Con la sentenza n. 27023 del 13 luglio 2022, la Suprema Corte dichiara inammissibile il ricorso per genericità dei motivi.
Innanzitutto, la Cassazione ha ritenuto corretta l'individuazione da parte del Tribunale della sua competenza territoriale sul caso in base al reato più grave, ovvero a quello di autoriciclaggio, visto l'evidente vincolo di connessione con i reati presupposti di truffa. A tal proposito, la Corte ha evidenziato che ciò che rileva è il luogo ove viene impiegato il denaro, cioè il conto corrente su cui le somme sono confluite dalle vittime dei raggiri per essere poi destinate al mercato estero; dunque, ai fini della competenza per territorio, occorre fare riferimento al Tribunale del luogo in cui si trova la banca ove l'agente ha aperto quel conto corrente e ha operato da remoto.

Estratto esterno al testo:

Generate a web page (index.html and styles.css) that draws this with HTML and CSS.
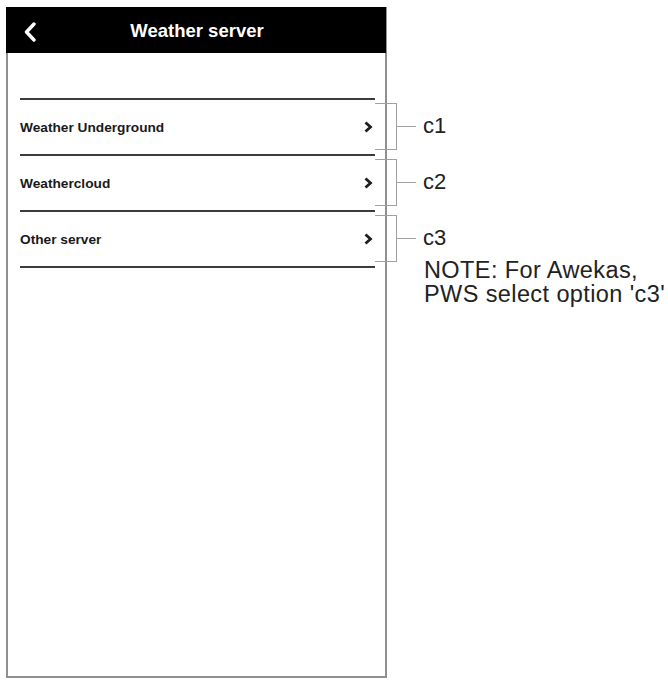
FILE: index.html
```html
<!DOCTYPE html>
<html>
<head>
<meta charset="utf-8">
<link rel="stylesheet" href="styles.css">
</head>
<body>
<div class="page">
  <div class="phone">
    <div class="header">
      <div class="back">
        <svg width="14" height="20" viewBox="0 0 14 20"><path d="M11 2 L3.5 10 L11 18" fill="none" stroke="#fff" stroke-width="3.4" stroke-linecap="round" stroke-linejoin="round"/></svg>
      </div>
      <div class="title">Weather server</div>
      <div></div>
    </div>
    <div class="list">
      <div class="row"><span>Weather Underground</span><svg class="chev" width="10" height="12" viewBox="0 0 10 12"><path d="M2.5 1.5 L7.5 6 L2.5 10.5" fill="none" stroke="#1e1e1e" stroke-width="2.8"/></svg></div>
      <div class="row"><span>Weathercloud</span><svg class="chev" width="10" height="12" viewBox="0 0 10 12"><path d="M2.5 1.5 L7.5 6 L2.5 10.5" fill="none" stroke="#1e1e1e" stroke-width="2.8"/></svg></div>
      <div class="row"><span>Other server</span><svg class="chev" width="10" height="12" viewBox="0 0 10 12"><path d="M2.5 1.5 L7.5 6 L2.5 10.5" fill="none" stroke="#1e1e1e" stroke-width="2.8"/></svg></div>
    </div>
  </div>
  <div class="notes">
    <div class="ann"><div class="bracket"></div><div class="tick"></div><div class="label">c1</div></div>
    <div class="ann"><div class="bracket"></div><div class="tick"></div><div class="label">c2</div></div>
    <div class="ann"><div class="bracket"></div><div class="tick"></div><div class="label">c3</div></div>
    <div class="note">NOTE: For Awekas,<br>PWS select option 'c3'</div>
  </div>
</div>
</body>
</html>
```

FILE: styles.css
```css
html, body {
  margin: 0;
  padding: 0;
  background: #fff;
}
body {
  font-family: "Liberation Sans", Arial, sans-serif;
  color: #1a1a1a;
}
.page {
  display: flex;
  align-items: flex-start;
  padding: 7px 0 0 6px;
}
.phone {
  width: 381px;
  height: 671px;
  box-sizing: border-box;
  border: 2px solid #909090;
  border-top: 0;
  flex: none;
  background: #fff;
}
.header {
  height: 46px;
  background: #000;
  margin: 0 -1px 0 -2px;
  display: grid;
  grid-template-columns: 1fr auto 1fr;
  align-items: center;
}
.back {
  padding-left: 17px;
  padding-top: 4px;
  display: flex;
  align-items: center;
}
.title {
  color: #fff;
  font-weight: bold;
  font-size: 18.5px;
  padding-top: 2px;
  padding-left: 2px;
}
.list {
  margin: 45px 10px 0 12px;
  border-bottom: 2px solid #3c3c3c;
}
.row {
  height: 56px;
  box-sizing: border-box;
  border-top: 2px solid #3c3c3c;
  display: flex;
  align-items: center;
  justify-content: space-between;
  padding-right: 2px;
  font-weight: bold;
  font-size: 13.7px;
}
.notes {
  margin-left: -12px;
  padding-top: 91px;
  display: flex;
  flex-direction: column;
}
.ann {
  height: 56px;
  display: flex;
  align-items: center;
}
.bracket {
  width: 22px;
  height: 47px;
  box-sizing: border-box;
  border: 1px solid #a0a0a0;
  border-left: 0;
}
.tick {
  width: 19px;
  height: 1px;
  background: #a0a0a0;
}
.label {
  margin-left: 7px;
  font-size: 22px;
  line-height: 24px;
  color: #222;
}
.note {
  margin: -8px 0 0 49px;
  font-size: 23.5px;
  letter-spacing: 0.4px;
  line-height: 24px;
  color: #222;
  white-space: nowrap;
}
```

Quanto al motivo di ricorso, poi, la Corte rileva che il ricorrente non si è confrontato con un aspetto rilevante riguardante il fatto che la moneta virtuale non può essere esclusa dall'ambito degli strumenti finanziari e speculativi ai fini di una corretta lettura dell'art. 648-ter, comma 1, c.p., ribadendo alcuni punti fondamentali in materia, tra cui il fatto che la dottrina abbia sottolineato che il sistema di acquisto di bitcoin ben si presta ad agevolare condotte illecite, vista la possibilità di garantire un alto grado di anonimato.
Segue la declaratoria di inammissibilità del ricorso.